Changes in pH during CO2 injection into oceans can lead to significant negative environmental impacts, making
it particularly important to track these changes. However, previous studies have not comprehensively investigated
the development of machine learning models to estimate this parameter. To fill this research gap, this study
developed 15 models comprising five machine learning methods: regression trees, support vector regression,
Gaussian process regression, bagged trees, and boosted trees, and three optimization algorithms: random search,
grid search, and Bayesian optimization. A total of 170 data points were used to develop these models.
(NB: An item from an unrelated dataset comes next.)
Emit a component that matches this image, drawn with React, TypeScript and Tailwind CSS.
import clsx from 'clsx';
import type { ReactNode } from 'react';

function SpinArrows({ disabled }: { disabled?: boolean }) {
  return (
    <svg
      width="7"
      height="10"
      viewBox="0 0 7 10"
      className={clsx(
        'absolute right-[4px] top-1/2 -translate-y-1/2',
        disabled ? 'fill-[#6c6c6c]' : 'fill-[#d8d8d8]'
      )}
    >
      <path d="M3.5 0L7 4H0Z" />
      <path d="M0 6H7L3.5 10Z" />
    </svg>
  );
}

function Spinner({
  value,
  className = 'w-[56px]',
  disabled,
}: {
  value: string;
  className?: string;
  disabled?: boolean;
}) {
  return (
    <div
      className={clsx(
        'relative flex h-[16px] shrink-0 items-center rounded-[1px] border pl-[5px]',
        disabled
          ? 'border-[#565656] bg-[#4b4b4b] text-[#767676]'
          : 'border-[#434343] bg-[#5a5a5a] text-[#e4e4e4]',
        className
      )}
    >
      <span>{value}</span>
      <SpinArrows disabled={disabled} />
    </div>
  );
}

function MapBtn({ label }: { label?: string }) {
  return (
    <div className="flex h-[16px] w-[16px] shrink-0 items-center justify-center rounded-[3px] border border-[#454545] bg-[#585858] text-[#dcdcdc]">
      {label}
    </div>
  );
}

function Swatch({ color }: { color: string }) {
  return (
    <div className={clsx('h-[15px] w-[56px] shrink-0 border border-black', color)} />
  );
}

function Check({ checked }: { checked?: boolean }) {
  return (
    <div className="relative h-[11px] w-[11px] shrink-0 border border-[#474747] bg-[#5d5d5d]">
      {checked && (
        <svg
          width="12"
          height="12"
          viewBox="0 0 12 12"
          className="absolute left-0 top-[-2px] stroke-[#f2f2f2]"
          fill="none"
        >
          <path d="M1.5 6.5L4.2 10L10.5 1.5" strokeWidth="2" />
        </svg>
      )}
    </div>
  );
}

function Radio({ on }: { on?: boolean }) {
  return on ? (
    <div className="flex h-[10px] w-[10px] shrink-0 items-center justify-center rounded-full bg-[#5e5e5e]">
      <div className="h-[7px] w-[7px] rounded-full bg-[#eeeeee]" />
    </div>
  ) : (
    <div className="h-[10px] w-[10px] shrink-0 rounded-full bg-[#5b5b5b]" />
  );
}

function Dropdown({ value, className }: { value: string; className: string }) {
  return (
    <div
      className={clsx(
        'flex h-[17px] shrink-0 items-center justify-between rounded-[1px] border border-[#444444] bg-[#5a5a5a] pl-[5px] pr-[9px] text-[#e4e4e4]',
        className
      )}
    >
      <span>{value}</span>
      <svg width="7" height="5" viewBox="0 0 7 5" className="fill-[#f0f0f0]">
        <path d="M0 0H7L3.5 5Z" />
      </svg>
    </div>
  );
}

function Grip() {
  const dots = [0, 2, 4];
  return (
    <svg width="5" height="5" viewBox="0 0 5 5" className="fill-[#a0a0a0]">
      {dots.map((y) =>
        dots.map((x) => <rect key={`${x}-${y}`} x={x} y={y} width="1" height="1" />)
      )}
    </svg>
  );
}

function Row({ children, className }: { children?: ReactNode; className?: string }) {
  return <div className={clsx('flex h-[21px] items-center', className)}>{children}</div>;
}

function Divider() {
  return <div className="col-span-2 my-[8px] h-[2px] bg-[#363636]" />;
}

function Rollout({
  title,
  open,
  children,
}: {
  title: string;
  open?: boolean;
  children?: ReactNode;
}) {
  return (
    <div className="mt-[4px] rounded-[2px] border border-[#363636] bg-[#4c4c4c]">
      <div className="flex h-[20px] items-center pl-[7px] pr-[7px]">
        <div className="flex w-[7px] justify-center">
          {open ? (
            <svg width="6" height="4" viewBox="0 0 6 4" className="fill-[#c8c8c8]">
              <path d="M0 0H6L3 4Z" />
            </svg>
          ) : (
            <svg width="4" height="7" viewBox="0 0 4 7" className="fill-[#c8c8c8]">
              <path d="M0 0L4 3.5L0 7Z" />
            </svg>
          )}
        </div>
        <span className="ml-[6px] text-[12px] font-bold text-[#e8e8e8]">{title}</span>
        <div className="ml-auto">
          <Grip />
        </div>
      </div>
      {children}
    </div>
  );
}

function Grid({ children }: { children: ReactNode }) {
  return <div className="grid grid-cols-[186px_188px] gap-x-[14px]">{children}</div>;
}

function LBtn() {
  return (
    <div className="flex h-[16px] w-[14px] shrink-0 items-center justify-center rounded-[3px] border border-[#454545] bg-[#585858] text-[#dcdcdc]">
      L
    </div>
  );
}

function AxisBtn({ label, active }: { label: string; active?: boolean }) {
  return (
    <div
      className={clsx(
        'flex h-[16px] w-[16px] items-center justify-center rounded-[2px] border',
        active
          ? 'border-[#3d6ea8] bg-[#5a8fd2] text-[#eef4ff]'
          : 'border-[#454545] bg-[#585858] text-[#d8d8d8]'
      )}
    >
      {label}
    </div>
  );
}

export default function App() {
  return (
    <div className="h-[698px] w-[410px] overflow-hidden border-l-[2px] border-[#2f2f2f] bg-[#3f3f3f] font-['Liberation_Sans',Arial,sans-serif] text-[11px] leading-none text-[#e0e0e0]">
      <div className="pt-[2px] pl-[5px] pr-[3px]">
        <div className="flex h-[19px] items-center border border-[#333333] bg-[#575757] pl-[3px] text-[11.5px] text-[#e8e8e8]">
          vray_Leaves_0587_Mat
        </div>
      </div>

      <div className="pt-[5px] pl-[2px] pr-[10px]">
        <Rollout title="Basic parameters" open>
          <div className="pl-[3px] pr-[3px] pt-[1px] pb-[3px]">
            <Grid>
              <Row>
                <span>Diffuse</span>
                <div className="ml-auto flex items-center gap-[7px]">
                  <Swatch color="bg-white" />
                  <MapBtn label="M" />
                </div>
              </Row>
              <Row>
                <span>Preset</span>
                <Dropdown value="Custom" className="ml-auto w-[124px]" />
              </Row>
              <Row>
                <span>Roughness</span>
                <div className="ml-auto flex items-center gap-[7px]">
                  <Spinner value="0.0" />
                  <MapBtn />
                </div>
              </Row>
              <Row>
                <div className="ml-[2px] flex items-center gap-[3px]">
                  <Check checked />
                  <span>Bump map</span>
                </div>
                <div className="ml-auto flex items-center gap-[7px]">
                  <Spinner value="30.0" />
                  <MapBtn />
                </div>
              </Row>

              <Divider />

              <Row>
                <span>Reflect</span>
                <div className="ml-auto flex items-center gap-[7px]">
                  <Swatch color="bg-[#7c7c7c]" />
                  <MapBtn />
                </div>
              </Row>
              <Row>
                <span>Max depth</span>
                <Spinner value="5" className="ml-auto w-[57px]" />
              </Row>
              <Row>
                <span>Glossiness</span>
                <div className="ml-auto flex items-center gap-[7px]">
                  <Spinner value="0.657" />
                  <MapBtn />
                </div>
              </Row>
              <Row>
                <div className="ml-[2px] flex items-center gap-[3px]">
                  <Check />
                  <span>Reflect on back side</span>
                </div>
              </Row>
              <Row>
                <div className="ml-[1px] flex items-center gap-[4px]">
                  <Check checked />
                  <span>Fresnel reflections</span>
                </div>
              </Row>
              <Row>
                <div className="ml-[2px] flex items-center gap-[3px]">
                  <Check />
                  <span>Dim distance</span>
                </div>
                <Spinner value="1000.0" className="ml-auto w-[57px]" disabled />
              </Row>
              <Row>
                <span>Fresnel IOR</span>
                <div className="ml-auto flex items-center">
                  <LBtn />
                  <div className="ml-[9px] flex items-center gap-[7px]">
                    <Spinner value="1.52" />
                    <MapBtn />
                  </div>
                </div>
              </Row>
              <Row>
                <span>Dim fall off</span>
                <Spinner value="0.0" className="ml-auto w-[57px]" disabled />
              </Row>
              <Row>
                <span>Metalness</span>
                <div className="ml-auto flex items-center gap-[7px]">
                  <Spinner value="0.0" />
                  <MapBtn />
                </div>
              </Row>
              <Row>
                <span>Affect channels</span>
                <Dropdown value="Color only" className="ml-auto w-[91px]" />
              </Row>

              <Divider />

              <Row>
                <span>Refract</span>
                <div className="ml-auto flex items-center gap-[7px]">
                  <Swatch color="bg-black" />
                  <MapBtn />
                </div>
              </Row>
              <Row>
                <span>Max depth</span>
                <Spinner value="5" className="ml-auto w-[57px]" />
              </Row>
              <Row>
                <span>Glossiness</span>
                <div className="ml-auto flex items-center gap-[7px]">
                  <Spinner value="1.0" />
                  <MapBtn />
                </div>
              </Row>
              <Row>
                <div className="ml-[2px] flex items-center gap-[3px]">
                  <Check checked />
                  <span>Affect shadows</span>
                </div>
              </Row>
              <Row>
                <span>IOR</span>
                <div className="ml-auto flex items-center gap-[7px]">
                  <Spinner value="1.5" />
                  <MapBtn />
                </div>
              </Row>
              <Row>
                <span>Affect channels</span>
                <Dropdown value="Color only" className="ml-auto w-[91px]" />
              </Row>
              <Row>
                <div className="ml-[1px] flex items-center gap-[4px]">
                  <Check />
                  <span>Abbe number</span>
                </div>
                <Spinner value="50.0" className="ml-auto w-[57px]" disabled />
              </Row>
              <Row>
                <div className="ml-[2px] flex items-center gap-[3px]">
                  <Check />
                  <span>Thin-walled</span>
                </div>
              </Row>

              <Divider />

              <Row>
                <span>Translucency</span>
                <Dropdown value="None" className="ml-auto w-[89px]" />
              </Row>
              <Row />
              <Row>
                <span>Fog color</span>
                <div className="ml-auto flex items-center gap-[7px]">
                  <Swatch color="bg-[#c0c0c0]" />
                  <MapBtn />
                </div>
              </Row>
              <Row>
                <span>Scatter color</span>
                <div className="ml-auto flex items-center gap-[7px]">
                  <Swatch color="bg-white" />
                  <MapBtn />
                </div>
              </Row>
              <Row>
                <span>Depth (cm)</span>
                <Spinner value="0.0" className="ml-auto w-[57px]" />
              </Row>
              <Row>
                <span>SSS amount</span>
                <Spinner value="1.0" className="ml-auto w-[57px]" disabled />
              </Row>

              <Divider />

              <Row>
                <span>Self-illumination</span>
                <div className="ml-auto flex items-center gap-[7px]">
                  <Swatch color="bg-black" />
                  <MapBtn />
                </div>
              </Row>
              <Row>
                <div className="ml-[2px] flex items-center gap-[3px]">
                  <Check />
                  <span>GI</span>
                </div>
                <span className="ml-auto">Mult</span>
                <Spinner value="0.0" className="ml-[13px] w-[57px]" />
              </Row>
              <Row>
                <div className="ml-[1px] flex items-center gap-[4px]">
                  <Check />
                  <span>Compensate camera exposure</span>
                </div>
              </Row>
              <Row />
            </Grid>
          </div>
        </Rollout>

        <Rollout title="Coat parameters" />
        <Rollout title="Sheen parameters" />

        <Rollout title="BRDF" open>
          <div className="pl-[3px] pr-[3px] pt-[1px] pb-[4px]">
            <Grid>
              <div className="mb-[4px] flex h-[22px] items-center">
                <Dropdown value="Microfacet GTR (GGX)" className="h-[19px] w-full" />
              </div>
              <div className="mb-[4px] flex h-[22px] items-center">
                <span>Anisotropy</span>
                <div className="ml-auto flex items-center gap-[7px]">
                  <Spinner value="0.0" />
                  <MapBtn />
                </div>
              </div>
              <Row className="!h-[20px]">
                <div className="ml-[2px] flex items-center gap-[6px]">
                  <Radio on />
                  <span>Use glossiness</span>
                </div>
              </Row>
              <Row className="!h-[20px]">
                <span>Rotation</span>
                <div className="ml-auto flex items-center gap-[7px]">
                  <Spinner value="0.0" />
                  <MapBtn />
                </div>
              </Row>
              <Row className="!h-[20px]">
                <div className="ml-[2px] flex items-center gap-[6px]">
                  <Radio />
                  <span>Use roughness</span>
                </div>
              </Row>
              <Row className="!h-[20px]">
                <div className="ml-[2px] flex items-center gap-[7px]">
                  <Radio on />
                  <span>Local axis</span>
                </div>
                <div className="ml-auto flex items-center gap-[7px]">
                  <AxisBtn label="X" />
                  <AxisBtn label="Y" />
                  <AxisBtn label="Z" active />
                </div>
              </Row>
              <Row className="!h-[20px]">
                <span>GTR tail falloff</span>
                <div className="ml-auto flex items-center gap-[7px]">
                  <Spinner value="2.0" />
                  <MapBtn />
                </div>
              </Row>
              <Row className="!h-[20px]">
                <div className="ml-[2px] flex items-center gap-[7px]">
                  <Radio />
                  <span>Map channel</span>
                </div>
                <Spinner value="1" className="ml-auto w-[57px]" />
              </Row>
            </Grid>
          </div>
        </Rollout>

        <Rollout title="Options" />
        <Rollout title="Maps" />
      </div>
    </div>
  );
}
After data
preprocessing and model development, it was determined that the boosted trees model optimized with grid
search, with an R2 = 0.9964 and RMSE = 0.0156, performed the best, while the support vector regression model
optimized with random search, with an R2 = 0.8426 and RMSE = 0.1030, had the lowest accuracy. The boosted
trees model optimized with grid search was found to estimate all data points with a residual error of less than
0.15 and an absolute relative error of 4.62 %. The 95 % confidence interval for the RMSE was calculated based on
the best model, showing that the error lies between 0.009060 and 0.023256 with 95 % confidence. Pearson
correlation analysis was used for sensitivity analysis. The results showed that in all models, temperature, solubility,
and pressure have a negative correlation with pH, while salinity has a positive correlation. Additionally,
solubility and salinity exhibited the highest and lowest correlations, with average values of 0.9225 and 0.0594,
respectively. Due to the accuracy of the developed models, these models can help to optimize the operation of
injecting CO2 into oceans to reduce harmful environmental effects.